On December 9 last year, the Philippine government announced that a China Coast Guard (CCG) ship had fired a water cannon at a Philippine vessel in the waters of the Spratly Islands in the South China Sea, over which there is an ongoing territorial dispute. The next day, it announced that a CCG ship fired a water cannon at a supply vessel carrying supplies for the Philippine navy and a Philippine Coast Guard (PCG) patrol vessel escorting it in the waters around the Second Thomas Shoal (Ayungin Shoal), which is effectively controlled by the Philippines.
In the East China Sea, meanwhile, intrusions by CCG ships into the Japanese territorial sea around the Senkaku Islands (which are claimed by China as the Diaoyu Islands) as well as the approaching and tracking of Japanese fishing vessels by CCG ships have become commonplace. The Japan Coast Guard takes measures against the CCG in accordance with international and Japanese laws.
The international law of the sea, which sets out the international legal norms for maintaining and building order at sea, has a long history. Concepts such as “freedom of the seas” and the right of innocent passage in territorial seas have been established as principles and rights under customary international law through the accumulated practices of countries. Today, the content of the international law of the sea is codified in the United Nations Convention on the Law of the Sea (UNCLOS), adopted in 1982.
However, China’s position is that UNCLOS does not govern all matters of the international law of the sea, so that its scope is “limited.” China is making the original claim that the “historical rights” it has within the nine-dashed line in the South China Sea were established prior to the adoption of UNCLOS and that UNCLOS cannot deny pre-established rights. This claim made by China was rejected by an international tribunal’s ruling in the South China Sea arbitration case in July 2016.

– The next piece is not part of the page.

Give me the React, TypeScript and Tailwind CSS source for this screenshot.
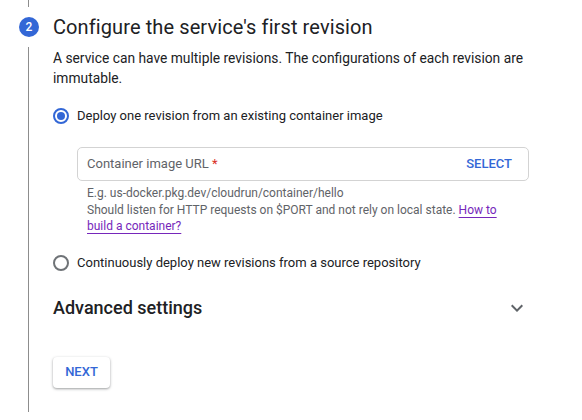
import React from 'react';

const ChevronDown: React.FC = () => (
  <svg width="24" height="24" viewBox="0 0 24 24" fill="#5f6368">
    <path d="M7.41 8.59 12 13.17l4.59-4.58L18 10l-6 6-6-6 1.41-1.41z" />
  </svg>
);

const Radio: React.FC<{ checked?: boolean }> = ({ checked }) =>
  checked ? (
    <div className="w-4 h-4 rounded-full border-2 border-[#3367d6] flex items-center justify-center shrink-0">
      <div className="w-2 h-2 rounded-full bg-[#3367d6]" />
    </div>
  ) : (
    <div className="w-4 h-4 rounded-full border-2 border-[#6f7377] shrink-0" />
  );

const App: React.FC = () => {
  return (
    <div className="w-[582px] h-[420px] bg-white overflow-hidden font-['Roboto',sans-serif] text-[#202124]">
      {/* connector from previous step */}
      <div className="ml-[28px] w-px h-[7px] bg-[#8d8d8d]" />

      {/* step header */}
      <div className="flex items-center mt-[10px] h-5">
        <div className="ml-[19px] w-5 h-5 rounded-full bg-[#3367d6] text-white text-[12px] font-medium flex items-center justify-center">
          2
        </div>
        <h2 className="ml-[14px] text-[20px] leading-7 font-normal tracking-[0.1px] whitespace-nowrap">
          Configure the service's first revision
        </h2>
      </div>

      {/* step body */}
      <div className="flex mt-[10px]">
        <div className="ml-[28px] w-px h-[365px] bg-[#8d8d8d] shrink-0" />
        <div className="ml-[24px] w-[476px] pt-px">
          <p className="text-[13.8px] leading-5 text-[#202124]">
            A service can have multiple revisions. The configurations of each revision are immutable.
          </p>

          <label className="flex items-center h-5 mt-[18px] text-[13px]">
            <Radio checked />
            <span className="ml-2">Deploy one revision from an existing container image</span>
          </label>

          <div className="ml-6 mt-[21px]">
            <div className="h-[34px] border border-[#d3d3d3] rounded-[5px] flex items-center justify-between pl-[9px] pr-4">
              <span className="text-[13px] text-[#5f6368]">
                Container image URL <span className="text-[#d93025]">*</span>
              </span>
              <span className="text-[13px] font-medium text-[#3367d6]">SELECT</span>
            </div>
            <p className="mt-1 pl-[10px] pr-6 text-[12px] leading-[16.5px] text-[#5f6368]">
              E.g. us-docker.pkg.dev/cloudrun/container/hello
              <br />
              Should listen for HTTP requests on $PORT and not rely on local state.{' '}
              <a className="text-[#7627bb] underline underline-offset-[3px]">How to build a container?</a>
            </p>
          </div>

          <label className="flex items-center h-5 mt-[18px] text-[13px]">
            <Radio />
            <span className="ml-2">Continuously deploy new revisions from a source repository</span>
          </label>

          <div className="flex items-center justify-between h-6 mt-[23px]">
            <h3 className="text-[18px] font-medium">Advanced settings</h3>
            <ChevronDown />
          </div>

          <button className="mt-[37px] w-[57px] h-[31px] rounded-[4px] bg-white text-[13px] font-medium text-[#3367d6] shadow-[0_1px_3px_rgba(60,64,67,0.35),0_1px_2px_rgba(60,64,67,0.2)]">
            NEXT
          </button>
        </div>
      </div>
    </div>
  );
};

export default App;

China’s Coast Guard Law (CCG Law), passed by the National People’s Congress in January 2021, stipulates what kind of institution the CCG is and what kind of authority it can exercise.
The stipulated geographical scope of the CCG Law is the “sea areas under the jurisdiction of the People’s Republic of China.” It is unclear from this stipulation how far the sea areas under Chinese jurisdiction extend, whether they correspond to the internal waters, territorial sea, contiguous zone, exclusive economic zone, and continental shelf – which UNCLOS recognizes that coastal states have sovereignty and jurisdiction over – or whether they extend to the sea areas that UNCLOS doesn’t recognize but China claims.
However, the draft version of the CCG Law did define the sea areas under Chinese jurisdiction as “internal waters, territorial sea, contiguous zone, exclusive economic zone, continental shelf, and other sea areas under the jurisdiction of the People’s Republic of China.” This means that China distanced itself from UNCLOS and added its own sea areas to those for which UNCLOS recognizes sovereignty and jurisdiction to coastal states.
The CCG is a maritime law enforcement agency, but the CCG Law also refers to “national sovereignty,” “national security,” and “defense.” The CCG Law stipulates that the CCG has the authority to take measures in situations where China’s sovereignty is violated, meaning it can conduct military activities.
The CCG Law provides for the “use of weapons” against acts that infringe on China’s “national sovereignty.” Depending on the situation, this may correspond to the “use of force” in international conflict. Under international law, the “use of weapons” and “use of force” are not the same. The “use of weapons” refers to the use of physical force to ensure the effectiveness of law enforcement activities, while the “use of force” refers to the use of physical force to destroy the military capacity of an enemy country as part of military activities. China is being deliberately ambiguous in stipulating the use of two kinds of force, which differ entirely in their position and purpose under international law.
The CCG is an agency that has both law enforcement and military authority. It is not possible for other parties to judge under which authority CCG ships are operating. Under international law, there is a difference between maritime law enforcement and military activities. The CCG seeks to gain a strategic advantage through this ambiguity by disrupting the judgment of the opposing side out in the field, causing delays in decision-making and responses. The “fog” on the front lines is becoming thicker and thicker.
At present, that countries confronting China in the seas of Asia are working to improve their maritime law enforcement capabilities through international cooperation and coordination. Asian countries are receiving growing assistance from the United States, Australia, and others.
Nonetheless, while maritime law enforcement activities contribute to national security by ensuring national sovereignty and independence as well as eliminating infringements of territorial sovereignty, these are only secondary effects. Law enforcement and military activities differ in purpose, legal basis, and their activities.
The coastal states confronting China at sea make clear the significance and scope of maritime law enforcement activities (what can and cannot be done), so that they can give maritime law enforcement activities their proper position and so that they can respond to situations pertaining to national security seamlessly, appropriately, and effectively.